6. Cut a square of felt or cork. I used felt because it seems some mice got into my shed. (Where I'd last used the cork to make a new washer for my rustic water pump. Some ants had eaten the old one. Stupid ants.) The mice ate my cork. Stupid mice. Shredded cork doesn't work very good for this so, yes, I opted for felt. Felt is also much cheaper by the way.

7. Using Tacky Glue, affix the felt t o the bottom of your coaster.

8. Sit back, have a tall, sweaty drink and enjoy your craftiness.

Some of my finished tile coasters.

Wednesday, February 27, 2013

Rewriting: To write again

So I've launched into a major rewrite of an old project. I'm not talking a little revising here either. Now that I've seriously been at this writing thing for a while, it's interesting to see how far my stories have come. For instance, the novel I wrote back in 2007 that I thought I loved.

Don't get me wrong, I still love the idea and the fact that it was my first attempt at writing a novel through multiple POVs. I rather like all my characters. But the level of telling and the whimpery female MC... Gah. It makes me cringe.

And so, the rewriting process, or mine anyway, goes a little something like this:

Open document.
Consider reading entire story from 2007.
Decide re-reading story will taint new ideas because I remember what the main issues where that made me shelf the thing in the first place.
Paste entire story into a new document.
Close the original and back it up for safe keeping.
Adjust new document to novel format to make eyes and brain happy.
Shuffle original words to halfway down the page.
Read the half page of words.
Scroll back up and start writing from scratch.
Once the gist of the original text is rewritten, delete old text and queue up the next half page
Write more.
Delete more.
Delete entire crappy paragraphs without rewriting them.
Enjoy ah ha moments where I can pull the story threads tighter.
Enjoy making characters much deeper.
Delete more old words.
Rub hands together evily.
Write more.

Yes, my method introduces new typos. Oh well. The retyping of all old words allows me to make better word choices, sentence structure changes and maintain the current voice of each POV character as I round them out much better than before. Allowing myself to keep old sections makes the voice and telling inconsistant with all the progress I'm trying to make.

I hope all this effort will be worth it. I'm already loving how the story is coming together and can see fixes to some of the plot problems that bogged it down before. The percolator has been mulling this one over for a long time.

Chapter three is halfway finished and I'm gleefully writing the twisted mind of Kenric. Not that he's totally twisted, he just sees the situation a little differently than the other characters.

Now, please excuse me as I go milk the giant cow and get back to writing...err...rewriting.


Monday, February 18, 2013

The percolator strikes again

There are times when we need to step back from our novels to give them time to lose their shiny luster of newly written awesome so we then see them more objectively and fix them. Sometimes that means weeks or months or years.

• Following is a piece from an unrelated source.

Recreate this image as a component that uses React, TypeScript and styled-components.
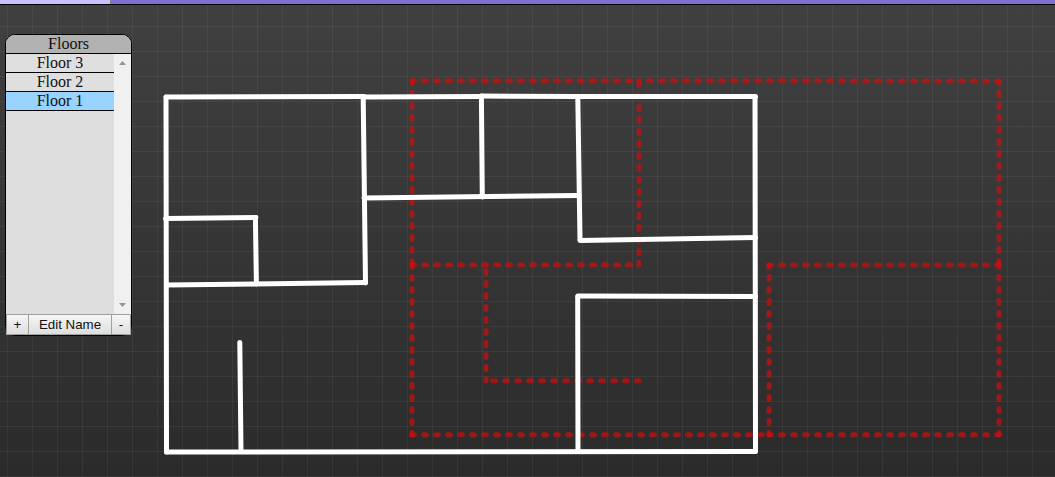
import React, { useState } from "react";
import styled, { createGlobalStyle } from "styled-components";

const GlobalStyle = createGlobalStyle`
  *, *::before, *::after { box-sizing: border-box; }
  html, body, #root { height: 100%; }
  body {
    margin: 0;
    overflow: hidden;
    background: #2b2b2b;
    font-family: "Liberation Serif", "Times New Roman", serif;
  }
`;

const Page = styled.div`
  display: flex;
  flex-direction: column;
  height: 100%;
`;

const ProgressBar = styled.progress`
  appearance: none;
  display: block;
  flex: none;
  width: 100%;
  height: 5px;
  border: 0;
  border-bottom: 1px solid #000;
  background: #7f6fd3;

  &::-webkit-progress-bar { background: #7f6fd3; }
  &::-webkit-progress-value {
    background: #cdc0ff;
    border-right: 1px solid #808080;
  }
`;

const Workspace = styled.main`
  position: relative;
  flex: 1;
  min-height: 0;
  padding: 29px 5px;
  background-image:
    linear-gradient(90deg, rgba(255, 255, 255, 0.05) 1px, transparent 1px),
    linear-gradient(rgba(255, 255, 255, 0.05) 1px, transparent 1px),
    linear-gradient(#404040, #2b2b2b);
  background-size: 25px 25px, 25px 25px, 100% 100%;
  background-position: 7px 0, 0 21px, 0 0;
`;

const Plan = styled.svg`
  position: absolute;
  top: 0;
  left: 0;
  width: 100%;
  height: 100%;
`;

const FloorPanel = styled.section`
  position: relative;
  display: flex;
  flex-direction: column;
  width: 127px;
  border: 1px solid #000;
  border-radius: 10px;
  background: #dedede;
`;

const PanelTitle = styled.h2`
  margin: 0;
  height: 19px;
  border-bottom: 1px solid #000;
  border-radius: 9px 9px 0 0;
  background: #b2b2b2;
  color: #111;
  font-size: 16px;
  font-weight: 400;
  line-height: 18px;
  text-align: center;
`;

const ListArea = styled.div`
  display: flex;
  height: 260px;
`;

const FloorList = styled.div`
  flex: 1;
`;

const FloorItem = styled.button<{ $active: boolean }>`
  display: block;
  width: 100%;
  height: 19px;
  padding: 0;
  border: 0;
  border-bottom: 1px solid #000;
  background: ${(p) => (p.$active ? "#99d3ff" : "#dfdfdf")};
  color: #111;
  font-family: inherit;
  font-size: 16px;
  line-height: 18px;
  text-align: center;
`;

const ScrollTrack = styled.div`
  display: flex;
  flex-direction: column;
  justify-content: space-between;
  align-items: center;
  width: 17px;
  padding: 7px 0;
  background: #f0f0f0;
`;

const Arrow = styled.svg`
  display: block;
  width: 7px;
  height: 4px;
  fill: #959595;
`;

const Actions = styled.div`
  display: flex;
  height: 21px;
`;

const ActionButton = styled.button<{ $width?: number }>`
  flex: ${(p) => (p.$width ? `0 0 ${p.$width}px` : "1")};
  height: 21px;
  padding: 0;
  border: 1px solid #a0a0a0;
  margin-left: -1px;
  background: linear-gradient(#f6f6f6, #dedede);
  color: #111;
  font-family: "Liberation Sans", Arial, sans-serif;
  line-height: 19px;
  text-align: center;

  &:first-child { margin-left: 0; }
`;

/* Segments as [x1, y1, x2, y2]; dashes are phased from the first point. */
type Segment = [number, number, number, number];

const walls: Segment[] = [
  [166, 97, 364, 96.5],
  [364, 97, 481.5, 96.5],
  [481.5, 96, 578, 96.5],
  [578, 96.5, 755.5, 96.5],
  [166, 97, 166.5, 452],
  [166.5, 452, 755.5, 451.5],
  [755, 97, 755.5, 451.5],
  [363.2, 97, 365.5, 283],
  [165.5, 218.6, 256, 217.5],
  [255.4, 217.5, 256.4, 284],
  [166.5, 285, 365.5, 282.6],
  [364, 198, 579, 195.5],
  [481.4, 96, 482.3, 197],
  [577.8, 97, 580, 240],
  [580, 240.4, 755.5, 237.6],
  [578, 296, 755.5, 296.5],
  [577.7, 296.5, 578, 451],
  [239.8, 342.5, 241, 451],
];

const lowerWalls: Segment[] = [
  [412, 80.7, 639, 80.7],
  [999, 81, 639, 80.7],
  [412, 81, 412, 265],
  [412, 265, 412, 435],
  [639, 265, 639, 81],
  [999, 81, 999, 265],
  [999, 265, 999, 435],
  [412, 264.8, 639, 264.8],
  [769, 265, 999, 265],
  [769, 265, 769, 435],
  [412, 434.7, 769, 434.7],
  [769, 434.8, 999, 434.8],
  [486, 381, 486, 265],
  [639, 380.7, 486, 380.7],
];

const toPath = ([x1, y1, x2, y2]: Segment) => `M${x1} ${y1}L${x2} ${y2}`;

const floors = ["Floor 3", "Floor 2", "Floor 1"];

export default function App() {
  const [active, setActive] = useState("Floor 1");

  return (
    <>
      <GlobalStyle />
      <Page>
        <ProgressBar aria-label="Progress" value={111} max={1055} />
        <Workspace>
          <Plan role="img" aria-label="Floor plan">
            <g transform="translate(0 -5)" fill="none" strokeWidth="5" strokeLinecap="round">
              <g stroke="#cc1010" strokeOpacity="0.7" strokeDasharray="2.8 9.2" strokeDashoffset="0.4">
                {lowerWalls.map((s) => <path key={toPath(s)} d={toPath(s)} />)}
              </g>
              <g stroke="#fff">
                {walls.map((s) => <path key={toPath(s)} d={toPath(s)} />)}
              </g>
            </g>
          </Plan>
          <FloorPanel>
            <PanelTitle>Floors</PanelTitle>
            <ListArea>
              <FloorList>
                {floors.map((name) => (
                  <FloorItem
                    key={name}
                    $active={name === active}
                    aria-pressed={name === active}
                    onClick={() => setActive(name)}
                  >
                    {name}
                  </FloorItem>
                ))}
              </FloorList>
              <ScrollTrack aria-hidden="true">
                <Arrow viewBox="0 0 7 4"><path d="M0 4L3.5 0L7 4Z" /></Arrow>
                <Arrow viewBox="0 0 7 4"><path d="M0 0L3.5 4L7 0Z" /></Arrow>
              </ScrollTrack>
            </ListArea>
            <Actions>
              <ActionButton $width={23} aria-label="Add floor">+</ActionButton>
              <ActionButton>Edit Name</ActionButton>
              <ActionButton $width={20} aria-label="Remove floor">-</ActionButton>
            </Actions>
          </FloorPanel>
        </Workspace>
      </Page>
    </>
  );
}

After completing a novel critique last week and pondering my overall plot comments, something clicked in my percolator and *poof* I knew how to fix one of my old novels. I love when this happens. I wish it would happen more often. I'd have a lot more done writing-wise. But it would seem my percolator can only do so much, so often.

I brushed the virtual dust off my 2007 NaNo novel yesterday. New notes were created as I reacquainted myself with the characters and their plotlines. A new chapter one is in progress.

While the novel went over well with crit buddies, I'd worked myself into a pantser corner around chapter 22. The princess needed to marry someone. Her aunt was roaming the countryside building up support for the princess. Her uncle (from the other side of the family) was gleefully sitting on her throne and putting the final touches on the wedding of his faux son to the faux princess. The man the real princess needed to lead her army was stuck in a distant country. Any of the men she could marry to gain hold of additional forces sucked.

The pieces were all there. And there they sat. Staring at me. Glaring. Waiting impatiently for me to make the story work.

Funny how writing notes on how to better pull the plot together for someone else, triggered an epiphany for my old novel, but hey, I'm not going to ponder this miracle too deeply. I need that thought power to fix this story.

There's the obvious character modification, then some plot holes to patch up and about 15,000 words to add to bring the story to it's conclusion. Let's just hope I can get this done before April, when I hope to launch myself into a new project that hit me the other day.

Guess that means I better get writing.